Is there a lack of examples because there aren't any that are female or because we have not found them?
They do exist. Now the effort has to be to give them more visibility. Tuesday 11th October was Ada Lovelace Day, the first programmer in the world. It is now coming to light that there were many female programmers who helped put men on the moon, that there have been a great many female programmers that have contributed to the progress made in IT. The thing is that they often live in the shadows or they have not received the credit they deserve and now something is being done to try to do some justice to all these profiles. Today, there are efforts to give more visibility to the different female researchers in technical fields and I think that it is very important to overturn the stereotypes and provide examples to girls and boys so that they can choose from a wider range of options than they know of now, which currently for many is either doctor or teacher, the two professions they interact the most contact with.

Photo: Women 360º Congress

You call for a female view of techology. What role do you think women have to play in the technology revolution?
It is a fundamental role. The challenges we are faced with as humans, which are major challenges -such as global warming, the lack of resources, the ageing of the population, the prevalence of chronic illnesses...- cannot be faced without the help of technology and, in many cases, it is technology that we have still not invented and that someone will have to invent. It has been shown that different teams, in which there is a lot of diversity -in areas of expertise, in place of origin, of ways of thinking, but also in gender- many more innovative and creative solutions are attained and to resolve all these problems we will need more innovative and creative solutions. For the survival of our species, the role that women play in the technological sense will have to be major because right now there is not enough diversity in many areas of technology. I think that it is key.

What does that mean in practice?
That not only from a technical point of view, but also from the point of view of the user's experience –such as the services people use, and so on- ideas must also be more inclusive, without only a single orientation. Because in the end if it is technology made by men, in one way it will only be for men, while if the team is rich in diversity, normally the results are more attractive to more people.

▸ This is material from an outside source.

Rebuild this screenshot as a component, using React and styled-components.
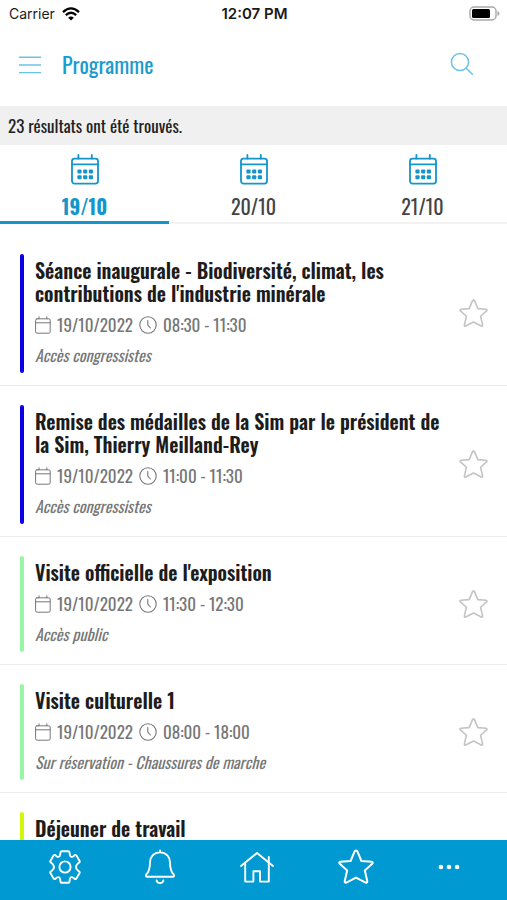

What do we need to focus on to make this happen? Education, media...?
Multiple things because it is a very complex problem that needs to be tackled from many spheres. Education is fundamental and the media also play a very important role because, in the end, they are the ones who decide what is important and what isn't. On the social scale, the family environment is very often the key factor in whether a child chooses one path or another. And here it is very important that the older generation, siblings, uncles, and so on know what professional opportunities exist today and know what it means to be a telecommunications engineer or programmer, or what you can do after studying IT or what it means to be a researcher. In recent years I have been giving talks to teenagers in my free time to share my professional experience with them because I always think "Wow, if only someone had explained their story to me when I was at school, perhaps I would have had a clearer idea about what I wanted to do!" I left for the United States, which seems so far away... and I think that any adolescent can now think that is a possibility for them. For someone like me, from Alicante, to tell them that I have a doctorate from the best university in the world, brings it closer to them, makes it more viable and helps them to think that it is possible.

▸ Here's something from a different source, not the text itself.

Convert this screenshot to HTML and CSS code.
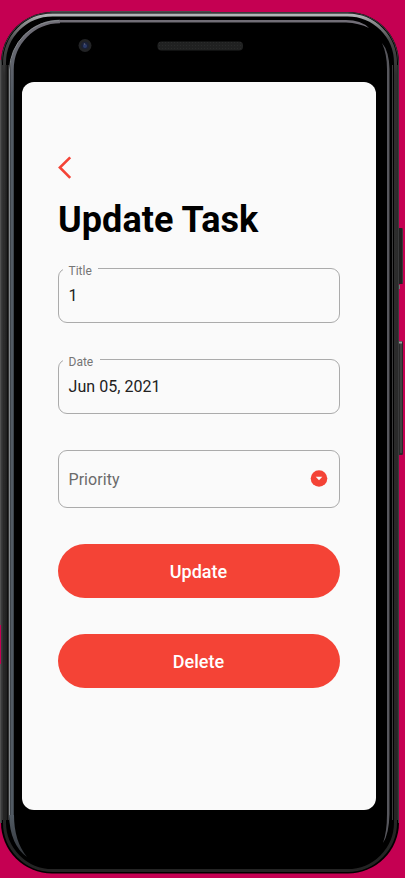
FILE: index.html
```html
<!DOCTYPE html>
<html lang="en">
<head>
<meta charset="utf-8">
<title>Update Task</title>
<link rel="stylesheet" href="styles.css">
</head>
<body>
<svg class="device" width="405" height="878" viewBox="0 0 405 878" aria-hidden="true">
  <defs>
    <linearGradient id="rim" x1="0" y1="0" x2="0" y2="1">
      <stop offset="0" stop-color="#b4b6b8"/>
      <stop offset=".008" stop-color="#8c8e90"/>
      <stop offset=".03" stop-color="#48494a"/>
      <stop offset=".07" stop-color="#2f2f2f"/>
      <stop offset="1" stop-color="#242424"/>
    </linearGradient>
    <linearGradient id="slate" gradientUnits="userSpaceOnUse" x1="0" y1="20" x2="0" y2="100">
      <stop offset="0" stop-color="#716e77"/>
      <stop offset="1" stop-color="#515a63"/>
    </linearGradient>
    <linearGradient id="fade" gradientUnits="userSpaceOnUse" x1="0" y1="815" x2="0" y2="858">
      <stop offset="0" stop-color="#515a63"/>
      <stop offset="1" stop-color="#303338"/>
    </linearGradient>
    <pattern id="mesh" width="3" height="3" patternUnits="userSpaceOnUse">
      <rect width="3" height="3" fill="#202121"/><rect width="1" height="1" fill="#2a2b2b"/>
    </pattern>
  </defs>
  <path d="M0 60h3v565H0zM0 664h3v159H0z" fill="#515151"/>
  <rect x="398" y="228" width="5" height="56" rx="1.5" fill="#202020"/>
  <path d="M402.500 229v54" stroke="#383838"/>
  <path d="M399.500 285v4" stroke="#777"/>
  <rect x="398" y="341" width="5" height="114" rx="1.5" fill="#292929"/>
  <path d="M401 343v110" stroke="#5a5a5a"/>
  <path d="M399 342.500h3" stroke="#999" stroke-width="2"/>
  <rect x="1" y="12" width="398" height="861.500" rx="51" fill="#000"/>
  <path d="M50 11.500H211" stroke="#4c4c4e"/>
  <path d="M1.500 823V63A50.500 50.500 0 0 1 52 12.500H348A50.500 50.500 0 0 1 398.500 63V823" fill="none" stroke="#3a3b3c"/>
  <rect x="4.500" y="15" width="391" height="855.500" rx="48" fill="none" stroke="url(#rim)" stroke-width="3"/>
  <path d="M2.500 65v755" stroke="#333"/>
  <path d="M6.500 65v755" stroke="#202020" stroke-width="2"/>
  <path d="M8.500 65v755" stroke="#303030"/>
  <path d="M397.500 65v755" stroke="#2a2a2a"/>
  <path d="M12 815V70A48 48 0 0 1 60 21.500" fill="none" stroke="url(#slate)" stroke-width="3.500"/>
  <path d="M9.500 815V70A50 50 0 0 1 60 20.500" fill="none" stroke="#858a8e"/>
  <path d="M9 815H14Q14 841 27 857Q10 845 9 815z" fill="url(#fade)"/>
  <path d="M59 20H346Q361 20 369 28Q359 23 346 22.500H59z" fill="#716e77"/>
  <path d="M382 43Q389 51 389.500 69V814Q389 834 383 843Q387 832 387 814V69Q387 54 382 43z" fill="#57575d"/>
  <path d="M392.500 65V820" stroke="#3b3b3c"/>
  <circle cx="85" cy="45.500" r="6.500" fill="#222325"/>
  <circle cx="85" cy="45.500" r="3.800" fill="#1a2036"/>
  <circle cx="85" cy="46" r="2" fill="#2b3a68"/>
  <circle cx="84.500" cy="44" r=".8" fill="#667"/>
  <rect x="157.500" y="41.500" width="85.500" height="9" rx="4" fill="url(#mesh)"/>
</svg>
<main class="screen">
  <svg class="back" width="16" height="24" viewBox="0 0 16 24" role="img" aria-label="Back"><path d="M13.200 2.300 2.900 12.500l10.300 10.300"/></svg>
  <h1>Update Task</h1>
  <form class="form">
    <div class="field"><span class="label">Title</span><span class="value">1</span></div>
    <div class="field"><span class="label label-date">Date</span><span class="value">Jun 05, 2021</span></div>
    <div class="field select"><span class="hint">Priority</span>
      <svg width="18" height="18" viewBox="0 0 18 18" aria-hidden="true"><circle cx="9" cy="8.500" r="8.300" fill="#f44336"/><path d="M5.700 6.800h6.600L9 10.200z" fill="#fafafa"/></svg>
    </div>
    <button type="button">Update</button>
    <button type="button">Delete</button>
  </form>
</main>
</body>
</html>
```
FILE: styles.css
```css
* { box-sizing: border-box; }
body {
  margin: 0;
  width: 405px;
  height: 878px;
  overflow: hidden;
  background: #c50052;
  font-family: Roboto, sans-serif;
  position: relative;
  padding: 82px 29px 68px 22px;
}
.device { position: absolute; inset: 0; }
.screen {
  position: relative;
  height: 728px;
  border-radius: 12px;
  background: #fafafa;
  padding: 73px 36.5px 0 35.5px;
}
.back { display: block; margin-left: -1px; }
.back path { fill: none; stroke: #f44336; stroke-width: 2.6; }
h1 {
  margin: 19px 0 0 0.5px;
  height: 44px;
  line-height: 44px;
  font-size: 36px;
  font-weight: 700;
  letter-spacing: 0.05px;
  color: #000;
  white-space: nowrap;
}
.form {
  display: flex;
  flex-direction: column;
  gap: 36px;
  margin-top: 26px;
}
.field {
  position: relative;
  height: 55px;
  border: 1px solid #ababab;
  border-radius: 9px;
  padding: 0 11px 0 10px;
  display: flex;
  align-items: center;
}
.label {
  position: absolute;
  left: 4px;
  top: -6px;
  width: 35px;
  padding-left: 6px;
  background: #fafafa;
  color: #757575;
  font-size: 12px;
  line-height: 16px;
}
.label-date { width: 37px; }
.value { color: #212121; font-size: 16px; letter-spacing: 0.05px; }
.select { height: 58px; justify-content: space-between; }
.hint { color: #6b6b6b; font-size: 16px; letter-spacing: 0.05px; }
button {
  height: 54px;
  border: 0;
  border-radius: 27px;
  background: #f44336;
  color: #fff;
  font: 500 18px Roboto, sans-serif;
}
```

Photo: Women 360º Congress


You have worked for major companies, the latest being Telefònica. What role do large companies have in the 4.0 revolution and what role is there for startups and entrepreneurs?
From the point of view of technological innovation, the large companies due to their size have a series of characteristics of which not all are so good, such as for example, that in being a larger company it is less agile, more bureaucratic, with more complex decision making processes. Meanwhile a startup is much more agile and can totally change from one day to the next. Each has a different role to play but there is a lot of interaction between large companies and startups: they buy up startups, they invest in accelerators, as Telefònica did with Wayra, and so on, and I think that increasingly there is more collaboration and implementation of the concept of open innovation. There is an ecosystem of players in which all contribute because the reality is that technology advances very quickly and the important thing is to be able to innovate and contribute at this speed.